Broadway Legend Joined: 11/23/05
I think my favorite button is in Candide at the end of Dear Boy.
ANY Kander and Ebb song! They all have wonderful buttons, I wouldn't even know where to begin picking favorites...
..but if I had to, here's a couple:
Don't Tell Mama
New York, New York (the original Liza arrangement)
Mister Cellophane
Two Ladies
Coffee in a Cardboard Cup
all that jazz
defying gravity (when she thrusts the broom up and for a split second before the blackout theres a spotlight on just her face)

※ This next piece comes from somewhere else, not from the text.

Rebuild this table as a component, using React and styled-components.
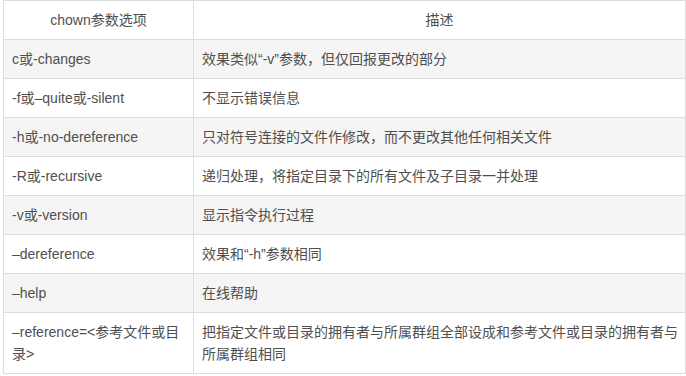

Broadway Legend Joined: 11/16/06
"The overture to Gypsy. It's pretty much the greatest in all areas are far as music goes."
come on.....
greatest in all areas, what does that mean exactly? Just the button or the whole overture?
and "as far as music goes" does that include ALL music?
"I love the Margaret entrance in Piazza at the end of Say It Somehow when Fabrizio and Clara are in that delicious embrace on the bed......... "
You took the words out of my mouth evadiva. Most powerful button in a show I can remember. The way the music builds and picks up tempo while they are in that "delicious embrace" as you put it (I like that), right after this beautifully romantic duet, and you see Margaret coming down the hallway. She enters the room right before the last note punctuates the build in the music and in just enough time to give a slight shocked reaction before the immediate blackout. It's timed perfectly. Talk about building tension. Then you have all intermission to sit there and think about what's going to happen next. It's brilliantly staged. Now, THAT'S a button!
I know this is kind of a bump, but what's a button? I don't mean to sound stupid, but I just don't know...
Chorus Member Joined: 2/8/07
"I don't wanna show OOOOOOOOOOOOOOOOOOOOOOOFF. no more." BUTTON!
Love it!
Featured Actor Joined: 6/22/05
How about the never ending buttons to Cunegonde's Jewel Song?
for those still asking "what's a button?"
It is, musically speaking, the period at the end of the sentence
As a composer and arranger, it is one of my pet peeves when a pianist or conductor let a song end limply, without giving a healthy "oomph" to that last note, or the end of a held chord. God hates a sloppy button!
Of course, some songs/orchestrations are meant to dissolve and not have that little or big bump...or segue directly into the next piece of music...
Many of the folks writing in seem to be using the measures leading up to the button as their definition or understanding of what a button is. And that makes sense, since, when the arranger (even more than the composer sometimes) really is inspired, there is a feeling in those last bars that is...if I said pre-orgasmic, would I be arrested?
Someone mentioned the ending of MUSIC AND THE MIRROR from A Chorus Line. What a perfect example of the final measures creating a frenzy, and then the final chords, their syncopated rhythm, the choice of instruments in the orchestrations, the dancing in perfect tandem, the split second call by the stage manager for the lighting to change, the final image...when it all coincides...LOOK OUT!!
Theatrical and musical heaven!
Marc "I Love A Button" Shaiman
The end of the finale from Into the Woods, with everyone building to the final "and happliy ever after", followed by Cinderella's "I wish" and then the big, loud stinger by the orchestra......definitely my favorite button.
Sweeney and Mrs. Lovett hoisting their razor and rolling pin high up in the air at the end of "A Little Priest"
Perfection.
Broadway Star Joined: 7/13/04
One of the worst places to be when you're in rehearsal for a new musical is "button hell". That's when you have a number that's good, but somehow ends in such a way that it recieves little applause. That's why so often you'll see the lights suddenly get brighter on the last note of a song. You're trying to encourage applause.
The worst example of this is when you have a song that actually recieves NO APPLAUSE WHATSOEVER. I'm getting shaky just thinking of it.
Marc, I think we should start the "I Love A Button" club.